Companies operating in industries like healthcare, financial services and retail inevitably come in for a hard time if they don’t take good care of their data.
Yet a new survey by Dimensional Research for Dell Software shows the rather startling result that almost all of the IT professionals surveys in these industries lack confidence in their organizations' ability to manage governance, risk and compliance.
Among the key findings of the study are that some 93 percent of respondents are concerned about their ability to prevent unauthorized changes being made and 83 percent believe their organization's security would be improved if the security and compliance teams worked more closely together and shared more information.

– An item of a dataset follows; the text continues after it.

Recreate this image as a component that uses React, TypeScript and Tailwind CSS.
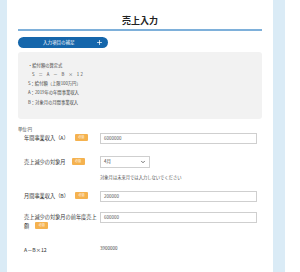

One of the main concerns is unauthorized access to data with 94 percent having worries divided between both internal and external access. 61 percent are concerned about both, 22 percent about internal access by employees and consultants and 11 percent about external access.
On compliance only 11 percent say they're "very confident" that they're capturing all of the data necessary and a third said they had no consistent process for adding new regulatory data as required. Less than 50 percent of the organizations surveyed proactively review, add or remove data sources that is no longer required -- putting these organizations at a much higher risk of security threats even though they may believe they are compliant and secure.
When it comes to improving the situation only 57 percent say that their security and compliance teams work together and only 14 percent say they share data all the time. No surprise then that 83 percent believe security and compliance would be improved by closer collaboration.